### Exercise instructions
Quote the listing below in full and exactly as written, but omit every picture.
"""
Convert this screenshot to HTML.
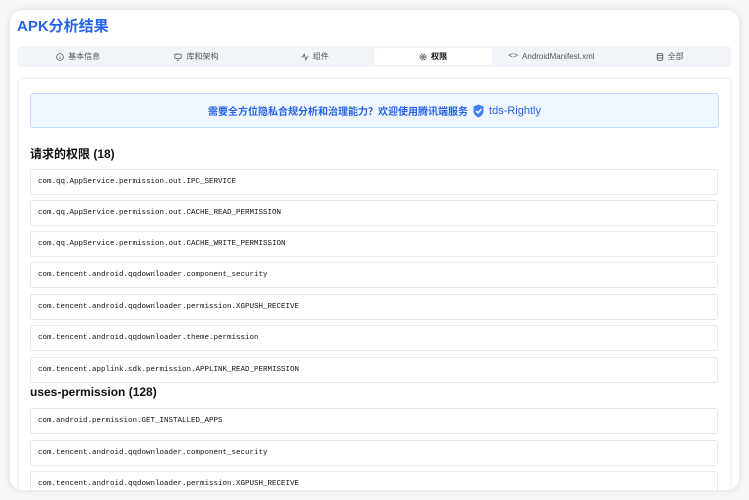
<!DOCTYPE html>
<html><head><meta charset="utf-8"><style>
*{box-sizing:border-box;margin:0;padding:0}
body{width:749px;height:500px;background:#f7f7f7;font-family:"Liberation Sans","Noto Sans CJK SC",sans-serif;overflow:hidden;position:relative}
.card{position:absolute;left:10px;top:10px;width:729px;height:480px;background:#fff;border-radius:12px;box-shadow:0 0 8px rgba(0,0,0,.12);overflow:hidden}
.title{position:absolute;left:7px;top:5px;font-size:15px;font-weight:bold;color:#2563eb}
.tabs{position:absolute;left:7px;top:36px;width:714px;height:21px;background:#f1f5f9;border-radius:4px;display:flex;padding:2px}
.tab{flex:1;display:flex;align-items:center;justify-content:center;font-size:8px;color:#555;gap:4px}
.tab.act{background:#fff;color:#111;font-weight:bold;border-radius:3px}
.panel{position:absolute;left:8px;top:68px;width:713px;height:420px;border:1px solid #f0f0f0;box-shadow:0 0 3px rgba(0,0,0,.06);border-radius:4px}
.banner{position:absolute;left:20px;top:83px;width:689px;height:35px;background:#eff6ff;border:1px solid #bfdbfe;border-radius:3px;display:flex;align-items:center;justify-content:center;font-size:10px;font-weight:bold;color:#2563eb;gap:4px}
h3{position:absolute;left:20px;font-size:12px;font-weight:bold;color:#111}
.item{position:absolute;left:20px;width:688px;height:26px;border:1px solid #e5e7eb;border-radius:3px;font-family:"Liberation Mono",monospace;font-size:7.5px;color:#111;padding-left:7px;line-height:25px;background:#fff}
</style></head><body>
<div class="card">
<div class="title">APK分析结果</div>
<div class="tabs">
<div class="tab"><svg width="8" height="8" viewBox="0 0 10 10"><circle cx="5" cy="5" r="4.2" fill="none" stroke="#555"/><path d="M5 4.5v3M5 3v.3" stroke="#555"/></svg>基本信息</div>
<div class="tab"><svg width="8" height="8" viewBox="0 0 10 10"><rect x="1" y="1.5" width="8" height="5.5" rx="1" fill="none" stroke="#555"/><path d="M3.5 9h3" stroke="#555"/></svg>库和架构</div>
<div class="tab"><svg width="8" height="8" viewBox="0 0 10 10"><path d="M0.5 5h2l1.5-3.5 2 7 1.5-3.5h2" fill="none" stroke="#555"/></svg>组件</div>
<div class="tab act"><svg width="8" height="8" viewBox="0 0 10 10"><circle cx="5" cy="5" r="3.8" fill="none" stroke="#222" stroke-dasharray="2 1"/><circle cx="5" cy="5" r="1.5" fill="none" stroke="#222"/></svg>权限</div>
<div class="tab"><span style="font-family:'Liberation Mono'">&lt;&gt;</span>AndroidManifest.xml</div>
<div class="tab"><svg width="8" height="8" viewBox="0 0 10 10"><ellipse cx="5" cy="2" rx="3.5" ry="1.3" fill="none" stroke="#555"/><path d="M1.5 2v6c0 1.7 7 1.7 7 0V2M1.5 5c0 1.7 7 1.7 7 0" fill="none" stroke="#555"/></svg>全部</div>
</div>
<div class="panel"></div>
<div class="banner">需要全方位隐私合规分析和治理能力？欢迎使用腾讯端服务 <svg width="13" height="14" viewBox="0 0 12 14"><path d="M6 0.5L11 2.5V7c0 3-2.5 5.5-5 6.5C3.5 12.5 1 10 1 7V2.5z" fill="#3b82f6"/><path d="M3.5 7l2 2 3.5-4" fill="none" stroke="#fff" stroke-width="1.5"/></svg><span style="font-weight:normal;font-size:11px">tds-Rightly</span></div>
<h3 style="top:135px">请求的权限 (18)</h3>
<div class="item" style="top:159px">com.qq.AppService.permission.out.IPC_SERVICE</div>
<div class="item" style="top:190px">com.qq.AppService.permission.out.CACHE_READ_PERMISSION</div>
<div class="item" style="top:221px">com.qq.AppService.permission.out.CACHE_WRITE_PERMISSION</div>
<div class="item" style="top:252px">com.tencent.android.qqdownloader.component_security</div>
<div class="item" style="top:284px">com.tencent.android.qqdownloader.permission.XGPUSH_RECEIVE</div>
<div class="item" style="top:315px">com.tencent.android.qqdownloader.theme.permission</div>
<div class="item" style="top:347px">com.tencent.applink.sdk.permission.APPLINK_READ_PERMISSION</div>
<h3 style="top:375px">uses-permission (128)</h3>
<div class="item" style="top:398px">com.android.permission.GET_INSTALLED_APPS</div>
<div class="item" style="top:430px">com.tencent.android.qqdownloader.component_security</div>
<div class="item" style="top:461px">com.tencent.android.qqdownloader.permission.XGPUSH_RECEIVE</div>
</div>
</body></html>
"""
### Output of the exercise
Convert this screenshot to HTML.
<!DOCTYPE html>
<html><head><meta charset="utf-8"><style>
*{box-sizing:border-box;margin:0;padding:0}
body{width:749px;height:500px;background:#f7f7f7;font-family:"Liberation Sans","Noto Sans CJK SC",sans-serif;overflow:hidden;position:relative}
.card{position:absolute;left:10px;top:10px;width:729px;height:480px;background:#fff;border-radius:12px;box-shadow:0 0 8px rgba(0,0,0,.12);overflow:hidden}
.title{position:absolute;left:7px;top:5px;font-size:15px;font-weight:bold;color:#2563eb}
.tabs{position:absolute;left:7px;top:36px;width:714px;height:21px;background:#f1f5f9;border-radius:4px;display:flex;padding:2px}
.tab{flex:1;display:flex;align-items:center;justify-content:center;font-size:8px;color:#555;gap:4px}
.tab.act{background:#fff;color:#111;font-weight:bold;border-radius:3px}
.panel{position:absolute;left:8px;top:68px;width:713px;height:420px;border:1px solid #f0f0f0;box-shadow:0 0 3px rgba(0,0,0,.06);border-radius:4px}
.banner{position:absolute;left:20px;top:83px;width:689px;height:35px;background:#eff6ff;border:1px solid #bfdbfe;border-radius:3px;display:flex;align-items:center;justify-content:center;font-size:10px;font-weight:bold;color:#2563eb;gap:4px}
h3{position:absolute;left:20px;font-size:12px;font-weight:bold;color:#111}
.item{position:absolute;left:20px;width:688px;height:26px;border:1px solid #e5e7eb;border-radius:3px;font-family:"Liberation Mono",monospace;font-size:7.5px;color:#111;padding-left:7px;line-height:25px;background:#fff}
</style></head><body>
<div class="card">
<div class="title">APK分析结果</div>
<div class="tabs">
<div class="tab"><svg width="8" height="8" viewBox="0 0 10 10"><circle cx="5" cy="5" r="4.2" fill="none" stroke="#555"/><path d="M5 4.5v3M5 3v.3" stroke="#555"/></svg>基本信息</div>
<div class="tab"><svg width="8" height="8" viewBox="0 0 10 10"><rect x="1" y="1.5" width="8" height="5.5" rx="1" fill="none" stroke="#555"/><path d="M3.5 9h3" stroke="#555"/></svg>库和架构</div>
<div class="tab"><svg width="8" height="8" viewBox="0 0 10 10"><path d="M0.5 5h2l1.5-3.5 2 7 1.5-3.5h2" fill="none" stroke="#555"/></svg>组件</div>
<div class="tab act"><svg width="8" height="8" viewBox="0 0 10 10"><circle cx="5" cy="5" r="3.8" fill="none" stroke="#222" stroke-dasharray="2 1"/><circle cx="5" cy="5" r="1.5" fill="none" stroke="#222"/></svg>权限</div>
<div class="tab"><span style="font-family:'Liberation Mono'">&lt;&gt;</span>AndroidManifest.xml</div>
<div class="tab"><svg width="8" height="8" viewBox="0 0 10 10"><ellipse cx="5" cy="2" rx="3.5" ry="1.3" fill="none" stroke="#555"/><path d="M1.5 2v6c0 1.7 7 1.7 7 0V2M1.5 5c0 1.7 7 1.7 7 0" fill="none" stroke="#555"/></svg>全部</div>
</div>
<div class="panel"></div>
<div class="banner">需要全方位隐私合规分析和治理能力？欢迎使用腾讯端服务 <svg width="13" height="14" viewBox="0 0 12 14"><path d="M6 0.5L11 2.5V7c0 3-2.5 5.5-5 6.5C3.5 12.5 1 10 1 7V2.5z" fill="#3b82f6"/><path d="M3.5 7l2 2 3.5-4" fill="none" stroke="#fff" stroke-width="1.5"/></svg><span style="font-weight:normal;font-size:11px">tds-Rightly</span></div>
<h3 style="top:135px">请求的权限 (18)</h3>
<div class="item" style="top:159px">com.qq.AppService.permission.out.IPC_SERVICE</div>
<div class="item" style="top:190px">com.qq.AppService.permission.out.CACHE_READ_PERMISSION</div>
<div class="item" style="top:221px">com.qq.AppService.permission.out.CACHE_WRITE_PERMISSION</div>
<div class="item" style="top:252px">com.tencent.android.qqdownloader.component_security</div>
<div class="item" style="top:284px">com.tencent.android.qqdownloader.permission.XGPUSH_RECEIVE</div>
<div class="item" style="top:315px">com.tencent.android.qqdownloader.theme.permission</div>
<div class="item" style="top:347px">com.tencent.applink.sdk.permission.APPLINK_READ_PERMISSION</div>
<h3 style="top:375px">uses-permission (128)</h3>
<div class="item" style="top:398px">com.android.permission.GET_INSTALLED_APPS</div>
<div class="item" style="top:430px">com.tencent.android.qqdownloader.component_security</div>
<div class="item" style="top:461px">com.tencent.android.qqdownloader.permission.XGPUSH_RECEIVE</div>
</div>
</body></html>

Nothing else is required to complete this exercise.